§ **AIM**: Carry none of the pictures over; set down the material below exactly.

§ **DATA LINES**:

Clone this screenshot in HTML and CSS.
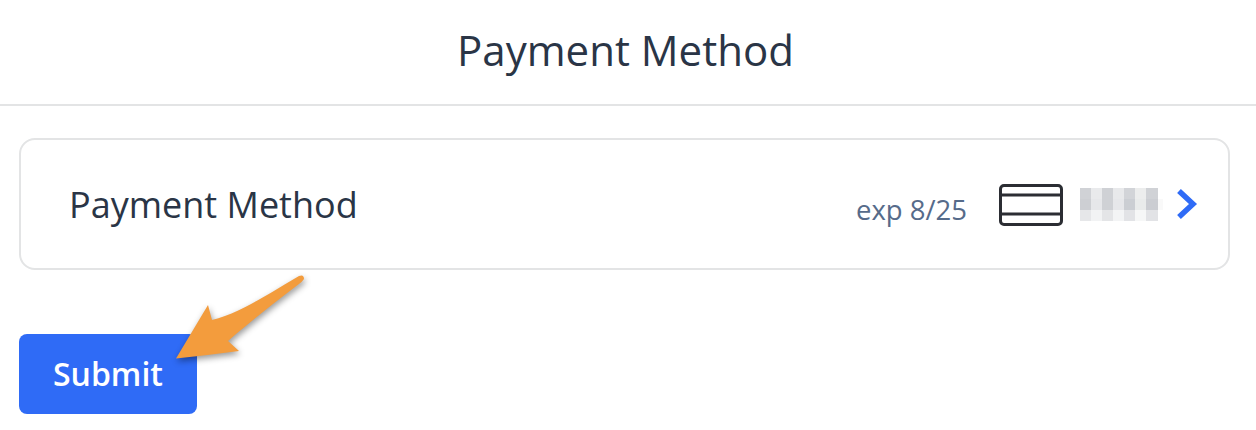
FILE: index.html
```html
<html>
    <head>
        <meta charset="utf-8">
        <link rel="stylesheet" href="styles.css">
    </head>
    <body>
        <header class="page-header">
            <h1>Payment Method</h1>
        </header>

        <section class="content">
            <div class="method-card">
                <span class="method-label">Payment Method</span>
                <div class="method-info">
                    <span class="method-exp">exp 8/25</span>
                    <svg class="card-icon" width="64" height="42" viewBox="0 0 64 42">
                        <rect x="1.5" y="1.5" width="61" height="39" rx="3.5" fill="none" stroke="#2b2d33" stroke-width="3"/>
                        <path d="M1 11h62M1 30h62" stroke="#2b2d33" stroke-width="3"/>
                    </svg>
                    <svg class="card-number" width="86" height="33" viewBox="0 0 86 33">
                        <rect width="11" height="11" fill="#d0d2d6"/>
                        <rect x="11" width="11" height="11" fill="#e9eaec"/>
                        <rect x="22" width="11" height="11" fill="#cfd1d5"/>
                        <rect x="33" width="11" height="11" fill="#e8e9eb"/>
                        <rect x="44" width="11" height="11" fill="#d2d4d8"/>
                        <rect x="55" width="11" height="11" fill="#eceded"/>
                        <rect x="66" width="12" height="11" fill="#d0d2d6"/>
                        <rect y="11" width="11" height="11" fill="#cdcfd3"/>
                        <rect x="11" y="11" width="11" height="11" fill="#e6e7ea"/>
                        <rect x="22" y="11" width="11" height="11" fill="#cfd1d5"/>
                        <rect x="33" y="11" width="11" height="11" fill="#e6e7ea"/>
                        <rect x="44" y="11" width="11" height="11" fill="#cbced3"/>
                        <rect x="55" y="11" width="11" height="11" fill="#e9ebeb"/>
                        <rect x="66" y="11" width="12" height="11" fill="#cbcdd2"/>
                        <rect x="78" y="11" width="5" height="11" fill="#f9f9f9"/>
                        <rect y="22" width="11" height="11" fill="#e6e7e9"/>
                        <rect x="11" y="22" width="11" height="11" fill="#f2f3f4"/>
                        <rect x="22" y="22" width="11" height="11" fill="#e4e5e7"/>
                        <rect x="33" y="22" width="11" height="11" fill="#f3f4f5"/>
                        <rect x="44" y="22" width="11" height="11" fill="#e2e3e6"/>
                        <rect x="55" y="22" width="11" height="11" fill="#f6f7f7"/>
                        <rect x="66" y="22" width="12" height="11" fill="#e2e3e6"/>
                    </svg>
                    <svg class="chevron" width="22" height="32" viewBox="0 0 22 32">
                        <path d="M3 3l14 13L3 29" fill="none" stroke="#2f6bf6" stroke-width="5.5"/>
                    </svg>
                </div>
            </div>

            <button class="submit-btn">Submit</button>
        </section>

        <svg class="callout-arrow" width="1256" height="430" viewBox="0 0 1256 430">
            <path d="M176 358.5L208 305L212 320C240 313 270 293 299 276Q304 274 304 279Q302 282 299 284C275 302 250 322 228 341L239 351C218 354 197 356 176 358.5Z" fill="#f39c3d"/>
        </svg>
    </body>
</html>
```

FILE: styles.css
```css
* { box-sizing: border-box; }

html, body {
    margin: 0;
    padding: 0;
    background: #fff;
    font-family: "Open Sans", sans-serif;
}

.page-header {
    height: 106px;
    display: flex;
    align-items: center;
    justify-content: center;
    padding: 0 5px 6px 0;
    border-bottom: 2px solid #e3e4e5;
}

.page-header h1 {
    margin: 0;
    font-size: 42px;
    font-weight: 400;
    color: #2a3546;
}

.content { padding: 32px 26px 0 19px; }

.method-card {
    width: 1211px;
    height: 132px;
    display: flex;
    align-items: center;
    justify-content: space-between;
    padding: 0 30px 0 48px;
    border: 2px solid #e3e4e5;
    border-radius: 16px;
}

.method-label {
    font-size: 36px;
    color: #2a3546;
}

.method-info {
    display: flex;
    align-items: center;
}

.method-exp {
    margin: 11px 32px 0 0;
    font-size: 27.5px;
    color: #566b8a;
}

.card-icon { margin-top: 2px; }
.card-number { margin-left: 17px; }
.chevron { margin-left: 10px; }

.submit-btn {
    display: block;
    width: 178px;
    height: 80px;
    margin-top: 64px;
    padding: 0 0 2px;
    border: 0;
    border-radius: 8px;
    background: #2f6bf6;
    color: #fff;
    font-family: inherit;
    font-size: 32px;
    font-weight: 600;
}

.callout-arrow {
    position: absolute;
    top: 0;
    left: 0;
    filter: drop-shadow(1px 3px 3px #0006);
}
```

§ **OUTPUT BELOW**:
Clone this screenshot in HTML and CSS.
FILE: index.html
```html
<html>
    <head>
        <meta charset="utf-8">
        <link rel="stylesheet" href="styles.css">
    </head>
    <body>
        <header class="page-header">
            <h1>Payment Method</h1>
        </header>

        <section class="content">
            <div class="method-card">
                <span class="method-label">Payment Method</span>
                <div class="method-info">
                    <span class="method-exp">exp 8/25</span>
                    <svg class="card-icon" width="64" height="42" viewBox="0 0 64 42">
                        <rect x="1.5" y="1.5" width="61" height="39" rx="3.5" fill="none" stroke="#2b2d33" stroke-width="3"/>
                        <path d="M1 11h62M1 30h62" stroke="#2b2d33" stroke-width="3"/>
                    </svg>
                    <svg class="card-number" width="86" height="33" viewBox="0 0 86 33">
                        <rect width="11" height="11" fill="#d0d2d6"/>
                        <rect x="11" width="11" height="11" fill="#e9eaec"/>
                        <rect x="22" width="11" height="11" fill="#cfd1d5"/>
                        <rect x="33" width="11" height="11" fill="#e8e9eb"/>
                        <rect x="44" width="11" height="11" fill="#d2d4d8"/>
                        <rect x="55" width="11" height="11" fill="#eceded"/>
                        <rect x="66" width="12" height="11" fill="#d0d2d6"/>
                        <rect y="11" width="11" height="11" fill="#cdcfd3"/>
                        <rect x="11" y="11" width="11" height="11" fill="#e6e7ea"/>
                        <rect x="22" y="11" width="11" height="11" fill="#cfd1d5"/>
                        <rect x="33" y="11" width="11" height="11" fill="#e6e7ea"/>
                        <rect x="44" y="11" width="11" height="11" fill="#cbced3"/>
                        <rect x="55" y="11" width="11" height="11" fill="#e9ebeb"/>
                        <rect x="66" y="11" width="12" height="11" fill="#cbcdd2"/>
                        <rect x="78" y="11" width="5" height="11" fill="#f9f9f9"/>
                        <rect y="22" width="11" height="11" fill="#e6e7e9"/>
                        <rect x="11" y="22" width="11" height="11" fill="#f2f3f4"/>
                        <rect x="22" y="22" width="11" height="11" fill="#e4e5e7"/>
                        <rect x="33" y="22" width="11" height="11" fill="#f3f4f5"/>
                        <rect x="44" y="22" width="11" height="11" fill="#e2e3e6"/>
                        <rect x="55" y="22" width="11" height="11" fill="#f6f7f7"/>
                        <rect x="66" y="22" width="12" height="11" fill="#e2e3e6"/>
                    </svg>
                    <svg class="chevron" width="22" height="32" viewBox="0 0 22 32">
                        <path d="M3 3l14 13L3 29" fill="none" stroke="#2f6bf6" stroke-width="5.5"/>
                    </svg>
                </div>
            </div>

            <button class="submit-btn">Submit</button>
        </section>

        <svg class="callout-arrow" width="1256" height="430" viewBox="0 0 1256 430">
            <path d="M176 358.5L208 305L212 320C240 313 270 293 299 276Q304 274 304 279Q302 282 299 284C275 302 250 322 228 341L239 351C218 354 197 356 176 358.5Z" fill="#f39c3d"/>
        </svg>
    </body>
</html>
```

FILE: styles.css
```css
* { box-sizing: border-box; }

html, body {
    margin: 0;
    padding: 0;
    background: #fff;
    font-family: "Open Sans", sans-serif;
}

.page-header {
    height: 106px;
    display: flex;
    align-items: center;
    justify-content: center;
    padding: 0 5px 6px 0;
    border-bottom: 2px solid #e3e4e5;
}

.page-header h1 {
    margin: 0;
    font-size: 42px;
    font-weight: 400;
    color: #2a3546;
}

.content { padding: 32px 26px 0 19px; }

.method-card {
    width: 1211px;
    height: 132px;
    display: flex;
    align-items: center;
    justify-content: space-between;
    padding: 0 30px 0 48px;
    border: 2px solid #e3e4e5;
    border-radius: 16px;
}

.method-label {
    font-size: 36px;
    color: #2a3546;
}

.method-info {
    display: flex;
    align-items: center;
}

.method-exp {
    margin: 11px 32px 0 0;
    font-size: 27.5px;
    color: #566b8a;
}

.card-icon { margin-top: 2px; }
.card-number { margin-left: 17px; }
.chevron { margin-left: 10px; }

.submit-btn {
    display: block;
    width: 178px;
    height: 80px;
    margin-top: 64px;
    padding: 0 0 2px;
    border: 0;
    border-radius: 8px;
    background: #2f6bf6;
    color: #fff;
    font-family: inherit;
    font-size: 32px;
    font-weight: 600;
}

.callout-arrow {
    position: absolute;
    top: 0;
    left: 0;
    filter: drop-shadow(1px 3px 3px #0006);
}
```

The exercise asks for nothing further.